**Required work:** All of the data should be repeated exactly; pictures are not part of the copy.

**Information provided:**
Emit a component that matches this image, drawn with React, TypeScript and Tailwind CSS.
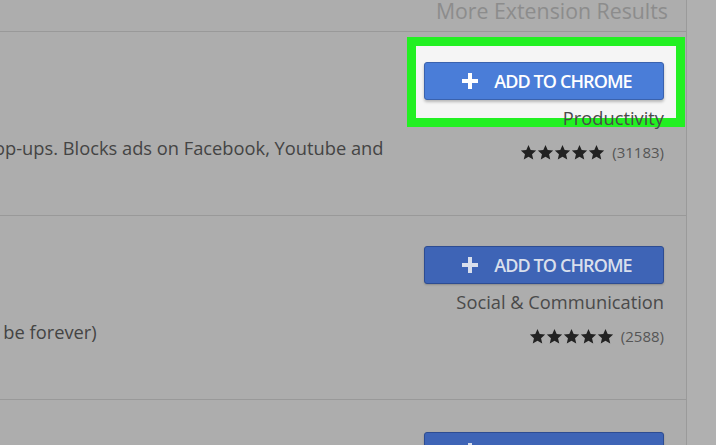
import React from "react";

function Stars() {
  return (
    <div className="flex items-center">
      {[0, 1, 2, 3, 4].map((i) => (
        <svg key={i} width="17" height="17" viewBox="0 0 24 24" className="block">
          <path
            d="M12 1.5l3.1 7.1 7.7.7-5.8 5.1 1.7 7.6L12 18l-6.7 4 1.7-7.6L1.2 9.3l7.7-.7z"
            fill="#222"
          />
        </svg>
      ))}
    </div>
  );
}

function Plus({ color }: { color: string }) {
  return (
    <svg width="16" height="16" viewBox="0 0 16 16" className="block">
      <rect x="6" y="0" width="4" height="16" fill={color} />
      <rect x="0" y="6" width="16" height="4" fill={color} />
    </svg>
  );
}

function AddButton({ highlighted }: { highlighted?: boolean }) {
  return (
    <div
      className={
        highlighted
          ? "relative z-10 flex h-[38px] w-[240px] shrink-0 items-center justify-center gap-[16px] rounded-[3px] border border-[#3a62ae] bg-[#4a7dd8] pl-[6px] shadow-[0_2px_3px_rgba(0,0,0,0.25)]"
          : "relative z-10 flex h-[38px] w-[240px] shrink-0 items-center justify-center gap-[16px] rounded-[3px] border border-[#2d4c92] bg-[#3e64b6] pl-[6px] shadow-[0_1px_2px_rgba(0,0,0,0.2)]"
      }
    >
      <Plus color={highlighted ? "#ffffff" : "#d9dfec"} />
      <span
        className={
          highlighted
            ? "text-[18px] font-semibold leading-none tracking-[-0.9px] text-white"
            : "text-[18px] font-semibold leading-none tracking-[-0.9px] text-[#d9dfec]"
        }
      >
        ADD TO CHROME
      </span>
    </div>
  );
}

function Row({
  desc,
  category,
  count,
  highlighted,
}: {
  desc: string;
  category: string;
  count: string;
  highlighted?: boolean;
}) {
  return (
    <div className="relative flex h-[184px] shrink-0 justify-between border-b border-[#999999]">
      {highlighted && (
        <div className="absolute left-[407px] top-[5px] z-0 h-[90px] w-[278px] border-[9px] border-[#22f022] bg-[#f5f5f5]" />
      )}
      <div className="ml-[-6px] whitespace-nowrap pt-[104px] text-[18.3px] leading-[24px] text-[#444444]">
        {desc}
      </div>
      <div className="mr-[22px] flex w-[240px] flex-col items-end pt-[30px]">
        <AddButton highlighted={highlighted} />
        <div className="relative z-10 mt-[6px] whitespace-nowrap text-[18.3px] leading-[24px] text-[#4a4a4a]">
          {category}
        </div>
        <div className="mt-[12px] flex items-center gap-[7px]">
          <Stars />
          <span className="text-[15px] leading-[20px] text-[#555555]">{count}</span>
        </div>
      </div>
    </div>
  );
}

export default function App() {
  return (
    <div
      className="flex h-[445px] w-[716px] overflow-hidden bg-[#b0b0b0]"
      style={{ fontFamily: "'Open Sans', 'Noto Sans', sans-serif" }}
    >
      <div className="flex w-[687px] shrink-0 flex-col border-r border-[#9a9a9a] bg-[#adadad]">
        <div className="flex h-[32px] shrink-0 items-start justify-end border-b border-[#999999] pr-[18px]">
          <span className="whitespace-nowrap text-[21.3px] leading-[21px] text-[#8c8c8c]">
            More Extension Results
          </span>
        </div>
        <Row
          desc="op-ups. Blocks ads on Facebook, Youtube and"
          category="Productivity"
          count="(31183)"
          highlighted
        />
        <Row
          desc="l be forever)"
          category="Social & Communication"
          count="(2588)"
        />
        <div className="flex shrink-0 justify-end pr-[22px] pt-[32px]">
          <AddButton />
        </div>
      </div>
      <div className="flex-1" />
    </div>
  );
}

**The solution:**
Emit a component that matches this image, drawn with React, TypeScript and Tailwind CSS.
import React from "react";

function Stars() {
  return (
    <div className="flex items-center">
      {[0, 1, 2, 3, 4].map((i) => (
        <svg key={i} width="17" height="17" viewBox="0 0 24 24" className="block">
          <path
            d="M12 1.5l3.1 7.1 7.7.7-5.8 5.1 1.7 7.6L12 18l-6.7 4 1.7-7.6L1.2 9.3l7.7-.7z"
            fill="#222"
          />
        </svg>
      ))}
    </div>
  );
}

function Plus({ color }: { color: string }) {
  return (
    <svg width="16" height="16" viewBox="0 0 16 16" className="block">
      <rect x="6" y="0" width="4" height="16" fill={color} />
      <rect x="0" y="6" width="16" height="4" fill={color} />
    </svg>
  );
}

function AddButton({ highlighted }: { highlighted?: boolean }) {
  return (
    <div
      className={
        highlighted
          ? "relative z-10 flex h-[38px] w-[240px] shrink-0 items-center justify-center gap-[16px] rounded-[3px] border border-[#3a62ae] bg-[#4a7dd8] pl-[6px] shadow-[0_2px_3px_rgba(0,0,0,0.25)]"
          : "relative z-10 flex h-[38px] w-[240px] shrink-0 items-center justify-center gap-[16px] rounded-[3px] border border-[#2d4c92] bg-[#3e64b6] pl-[6px] shadow-[0_1px_2px_rgba(0,0,0,0.2)]"
      }
    >
      <Plus color={highlighted ? "#ffffff" : "#d9dfec"} />
      <span
        className={
          highlighted
            ? "text-[18px] font-semibold leading-none tracking-[-0.9px] text-white"
            : "text-[18px] font-semibold leading-none tracking-[-0.9px] text-[#d9dfec]"
        }
      >
        ADD TO CHROME
      </span>
    </div>
  );
}

function Row({
  desc,
  category,
  count,
  highlighted,
}: {
  desc: string;
  category: string;
  count: string;
  highlighted?: boolean;
}) {
  return (
    <div className="relative flex h-[184px] shrink-0 justify-between border-b border-[#999999]">
      {highlighted && (
        <div className="absolute left-[407px] top-[5px] z-0 h-[90px] w-[278px] border-[9px] border-[#22f022] bg-[#f5f5f5]" />
      )}
      <div className="ml-[-6px] whitespace-nowrap pt-[104px] text-[18.3px] leading-[24px] text-[#444444]">
        {desc}
      </div>
      <div className="mr-[22px] flex w-[240px] flex-col items-end pt-[30px]">
        <AddButton highlighted={highlighted} />
        <div className="relative z-10 mt-[6px] whitespace-nowrap text-[18.3px] leading-[24px] text-[#4a4a4a]">
          {category}
        </div>
        <div className="mt-[12px] flex items-center gap-[7px]">
          <Stars />
          <span className="text-[15px] leading-[20px] text-[#555555]">{count}</span>
        </div>
      </div>
    </div>
  );
}

export default function App() {
  return (
    <div
      className="flex h-[445px] w-[716px] overflow-hidden bg-[#b0b0b0]"
      style={{ fontFamily: "'Open Sans', 'Noto Sans', sans-serif" }}
    >
      <div className="flex w-[687px] shrink-0 flex-col border-r border-[#9a9a9a] bg-[#adadad]">
        <div className="flex h-[32px] shrink-0 items-start justify-end border-b border-[#999999] pr-[18px]">
          <span className="whitespace-nowrap text-[21.3px] leading-[21px] text-[#8c8c8c]">
            More Extension Results
          </span>
        </div>
        <Row
          desc="op-ups. Blocks ads on Facebook, Youtube and"
          category="Productivity"
          count="(31183)"
          highlighted
        />
        <Row
          desc="l be forever)"
          category="Social & Communication"
          count="(2588)"
        />
        <div className="flex shrink-0 justify-end pr-[22px] pt-[32px]">
          <AddButton />
        </div>
      </div>
      <div className="flex-1" />
    </div>
  );
}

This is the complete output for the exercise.